Allez, allons au bout du raisonnement : et si ces "replay", ces vies recommencées étaient une allégorie de la crise de la quarantaine, de ces moments où, parce que rien ne va, ni à la maison ni au boulot, on s'interroge sur la suite à donner ? Jeff n'imagine sans doute pas ce qui lui arrive, certains éléments tendent à montrer qu'il vit bien ce curieux tourbillon...

Mais que se passera-t-il quand la boucle sera vraiment bouclée ? Arrivera-t-il un 18 octobre où le processus s'achèvera ? Sera-ce le jour de sa mort, la fin de tout... Ou bien le premier jour du reste d'une vie nourrie par de multiples expériences, de multiples erreurs de parcours, aussi ? Ah, oui, pourquoi tout ce cirque si c'est pour s'arrêter brusquement à 43 ans, en pleine conversation téléphonique ?

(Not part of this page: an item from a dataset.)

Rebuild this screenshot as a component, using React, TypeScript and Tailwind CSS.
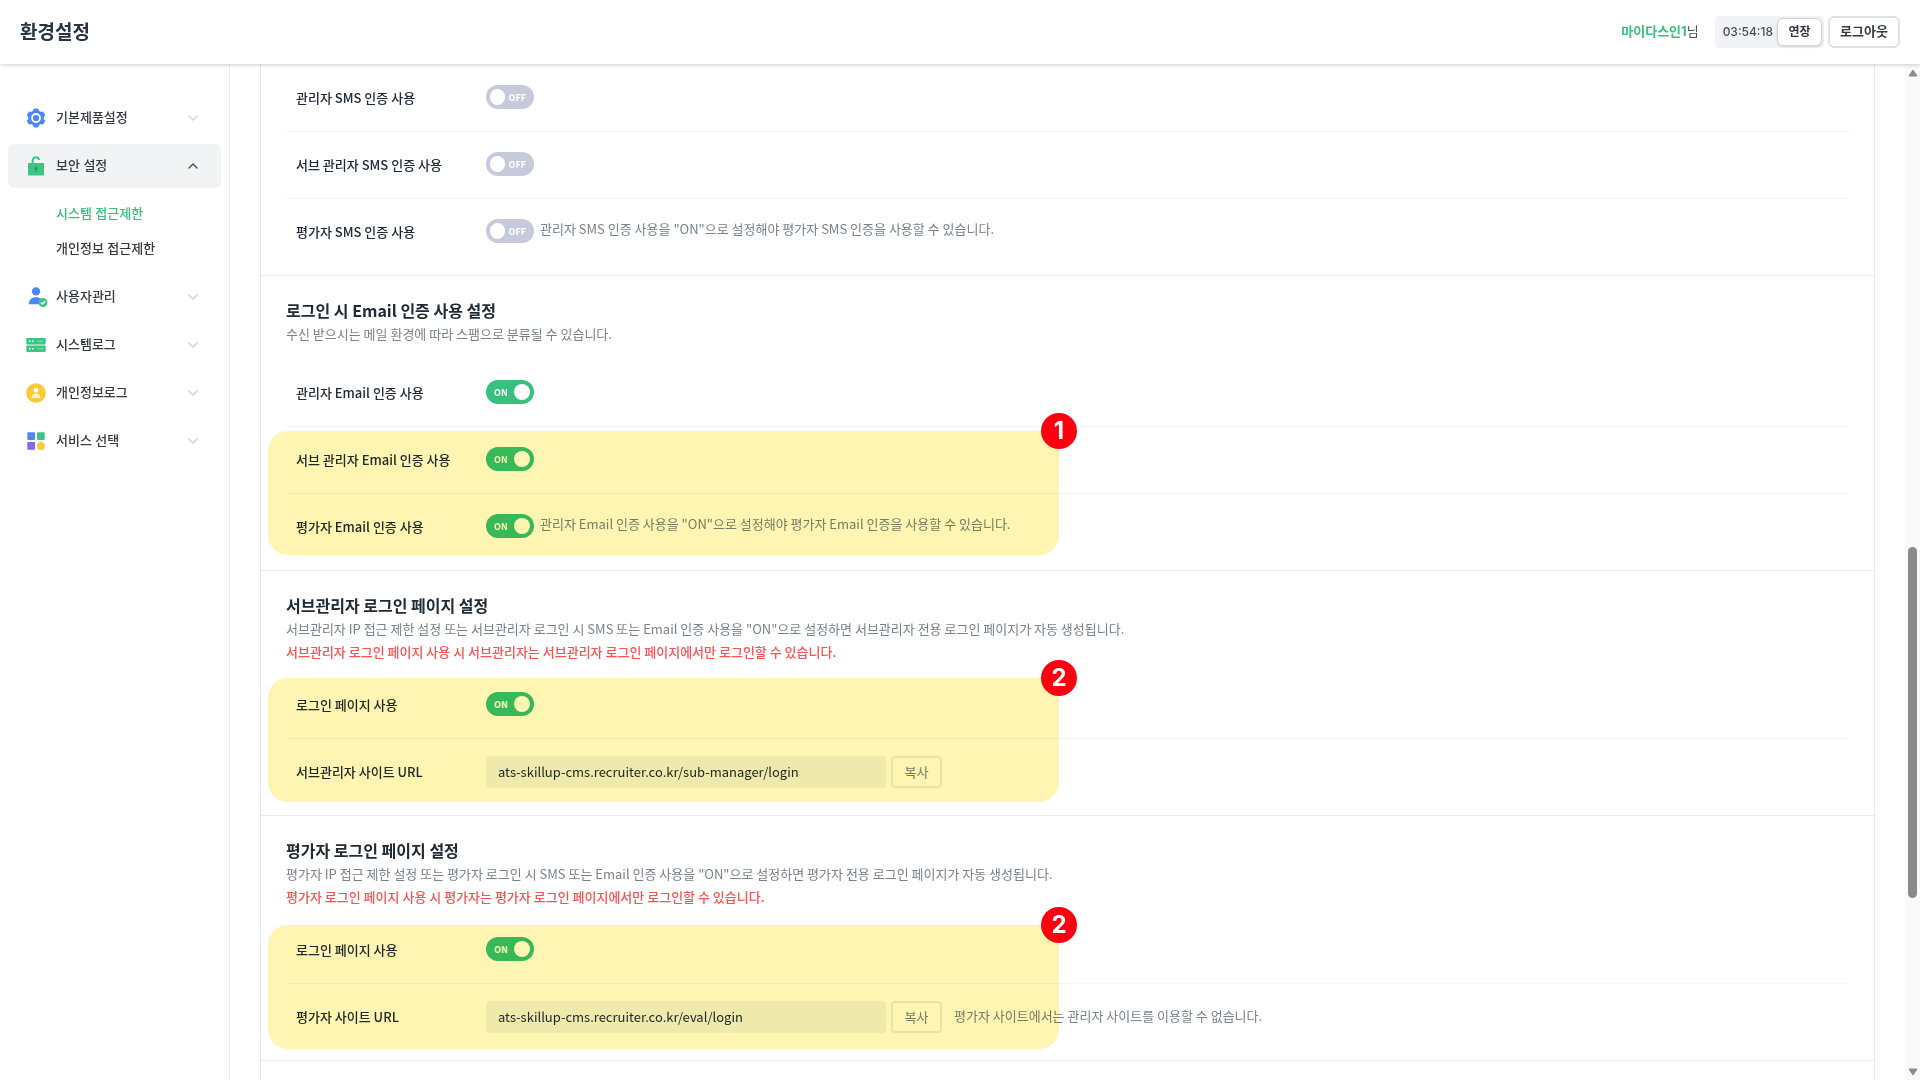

"Replay", c'est un peu la version déjantée, troublante, flippante, de la maxime rabelaisienne "Fais ce qui te plaît". Mais, avant cela, il faut... se planter grave ? Souffrir ? Faire souffrir, aussi ? Que la vie est déjà compliquée sans ces circonvolutions ! Alors, imaginez les mille et unes possibilités qui se présentent à Jeff, sans qu'il sache qu'elle est... la bonne ? La moins mauvaise ?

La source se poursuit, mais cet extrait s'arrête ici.